*INSTRUCTIONS TO FOLLOW:* Faithfully return all lines, omitting every embedded picture.
— START OF DATA LINES —
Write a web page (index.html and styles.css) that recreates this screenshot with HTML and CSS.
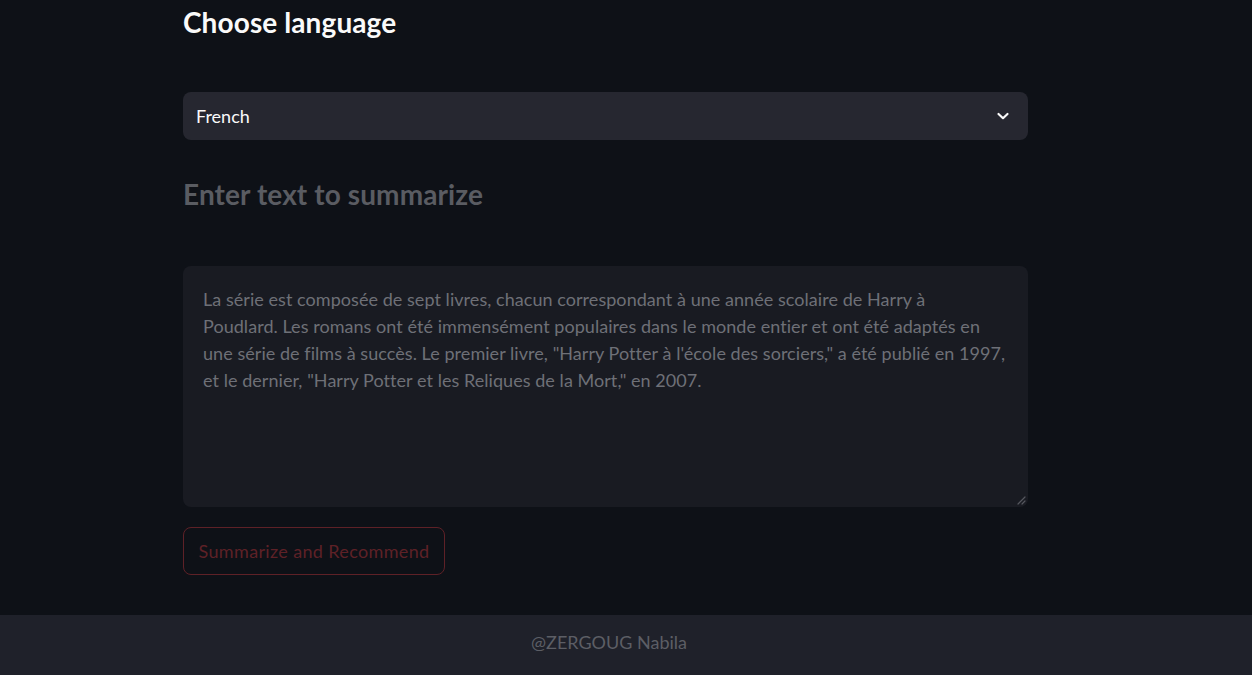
FILE: index.html
```html
<!DOCTYPE html>
<html lang="fr">
<head>
<meta charset="utf-8">
<title>Summarizer</title>
<link rel="stylesheet" href="styles.css">
</head>
<body>
<div class="page">
  <main class="main">
    <h2 class="title">Choose language</h2>
    <div class="select">
      <span class="select-value">French</span>
      <svg class="chev" width="14" height="14" viewBox="0 0 14 14"><path d="M2.5 5 L7 9.2 L11.5 5" fill="none" stroke="#fafafa" stroke-width="2.2" stroke-linecap="round" stroke-linejoin="round"/></svg>
    </div>
    <h2 class="title title-muted">Enter text to summarize</h2>
    <div class="textarea">
      <p class="textarea-text">La série est composée de sept livres, chacun correspondant à une année scolaire de Harry à<br>Poudlard. Les romans ont été immensément populaires dans le monde entier et ont été adaptés en<br>une série de films à succès. Le premier livre, "Harry Potter à l'école des sorciers," a été publié en 1997,<br>et le dernier, "Harry Potter et les Reliques de la Mort," en 2007.</p>
      <svg class="grip" width="10" height="10" viewBox="0 0 10 10"><path d="M9 2 L2 9 M9 6 L6 9" stroke="#55575e" stroke-width="1.2" stroke-linecap="round"/></svg>
    </div>
    <div class="actions">
      <button class="btn">Summarize and Recommend</button>
    </div>
  </main>
  <footer class="footer">@ZERGOUG Nabila</footer>
</div>
</body>
</html>
```
FILE: styles.css
```css
* { box-sizing: border-box; }
html, body { margin: 0; padding: 0; }
body {
  background: #0e1117;
  font-family: "Source Sans Pro", Lato, "Noto Sans", sans-serif;
  color: #fafafa;
  width: 1252px;
  height: 675px;
  overflow: hidden;
}
.page {
  display: flex;
  flex-direction: column;
  height: 675px;
}
.main {
  flex: 1;
  width: 845px;
  margin-left: 183px;
  display: flex;
  flex-direction: column;
}
.title {
  margin: 0;
  font-size: 28px;
  font-weight: 700;
  line-height: 44px;
  color: #fafafa;
  letter-spacing: 0.1px;
}
.title-muted {
  color: #5a5c62;
  margin-top: 32px;
  height: 44px;
}
.select {
  margin-top: 48px;
  height: 48px;
  background: #262730;
  border-radius: 8px;
  display: flex;
  align-items: center;
  justify-content: space-between;
  padding: 0 18px 0 13px;
}
.select-value {
  font-size: 18px;
  color: #fafafa;
}
.chev { display: block; }
.textarea {
  position: relative;
  margin-top: 50px;
  height: 241px;
  background: #191b22;
  border-radius: 8px;
  padding: 20px 20px;
}
.textarea-text {
  margin: 0;
  font-size: 18px;
  line-height: 27px;
  color: #6e7077;
  letter-spacing: 0.05px;
  white-space: nowrap;
}
.grip {
  position: absolute;
  right: 2px;
  bottom: 2px;
}
.actions {
  margin-top: 20px;
}
.btn {
  height: 48px;
  padding: 0 10px;
  background: transparent;
  border: 1px solid #5e2127;
  border-radius: 8px;
  color: #5e2127;
  font-family: inherit;
  font-size: 18px;
  letter-spacing: 0.35px;
  width: 262px;
}
.footer {
  height: 60px;
  background: #1f212a;
  color: #5c5e65;
  font-size: 18px;
  display: flex;
  align-items: center;
  justify-content: center;
  padding-right: 34px;
  padding-bottom: 6px;
}
```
— END OF DATA LINES —
*FINAL RESULT:*
Write a web page (index.html and styles.css) that recreates this screenshot with HTML and CSS.
FILE: index.html
```html
<!DOCTYPE html>
<html lang="fr">
<head>
<meta charset="utf-8">
<title>Summarizer</title>
<link rel="stylesheet" href="styles.css">
</head>
<body>
<div class="page">
  <main class="main">
    <h2 class="title">Choose language</h2>
    <div class="select">
      <span class="select-value">French</span>
      <svg class="chev" width="14" height="14" viewBox="0 0 14 14"><path d="M2.5 5 L7 9.2 L11.5 5" fill="none" stroke="#fafafa" stroke-width="2.2" stroke-linecap="round" stroke-linejoin="round"/></svg>
    </div>
    <h2 class="title title-muted">Enter text to summarize</h2>
    <div class="textarea">
      <p class="textarea-text">La série est composée de sept livres, chacun correspondant à une année scolaire de Harry à<br>Poudlard. Les romans ont été immensément populaires dans le monde entier et ont été adaptés en<br>une série de films à succès. Le premier livre, "Harry Potter à l'école des sorciers," a été publié en 1997,<br>et le dernier, "Harry Potter et les Reliques de la Mort," en 2007.</p>
      <svg class="grip" width="10" height="10" viewBox="0 0 10 10"><path d="M9 2 L2 9 M9 6 L6 9" stroke="#55575e" stroke-width="1.2" stroke-linecap="round"/></svg>
    </div>
    <div class="actions">
      <button class="btn">Summarize and Recommend</button>
    </div>
  </main>
  <footer class="footer">@ZERGOUG Nabila</footer>
</div>
</body>
</html>
```
FILE: styles.css
```css
* { box-sizing: border-box; }
html, body { margin: 0; padding: 0; }
body {
  background: #0e1117;
  font-family: "Source Sans Pro", Lato, "Noto Sans", sans-serif;
  color: #fafafa;
  width: 1252px;
  height: 675px;
  overflow: hidden;
}
.page {
  display: flex;
  flex-direction: column;
  height: 675px;
}
.main {
  flex: 1;
  width: 845px;
  margin-left: 183px;
  display: flex;
  flex-direction: column;
}
.title {
  margin: 0;
  font-size: 28px;
  font-weight: 700;
  line-height: 44px;
  color: #fafafa;
  letter-spacing: 0.1px;
}
.title-muted {
  color: #5a5c62;
  margin-top: 32px;
  height: 44px;
}
.select {
  margin-top: 48px;
  height: 48px;
  background: #262730;
  border-radius: 8px;
  display: flex;
  align-items: center;
  justify-content: space-between;
  padding: 0 18px 0 13px;
}
.select-value {
  font-size: 18px;
  color: #fafafa;
}
.chev { display: block; }
.textarea {
  position: relative;
  margin-top: 50px;
  height: 241px;
  background: #191b22;
  border-radius: 8px;
  padding: 20px 20px;
}
.textarea-text {
  margin: 0;
  font-size: 18px;
  line-height: 27px;
  color: #6e7077;
  letter-spacing: 0.05px;
  white-space: nowrap;
}
.grip {
  position: absolute;
  right: 2px;
  bottom: 2px;
}
.actions {
  margin-top: 20px;
}
.btn {
  height: 48px;
  padding: 0 10px;
  background: transparent;
  border: 1px solid #5e2127;
  border-radius: 8px;
  color: #5e2127;
  font-family: inherit;
  font-size: 18px;
  letter-spacing: 0.35px;
  width: 262px;
}
.footer {
  height: 60px;
  background: #1f212a;
  color: #5c5e65;
  font-size: 18px;
  display: flex;
  align-items: center;
  justify-content: center;
  padding-right: 34px;
  padding-bottom: 6px;
}
```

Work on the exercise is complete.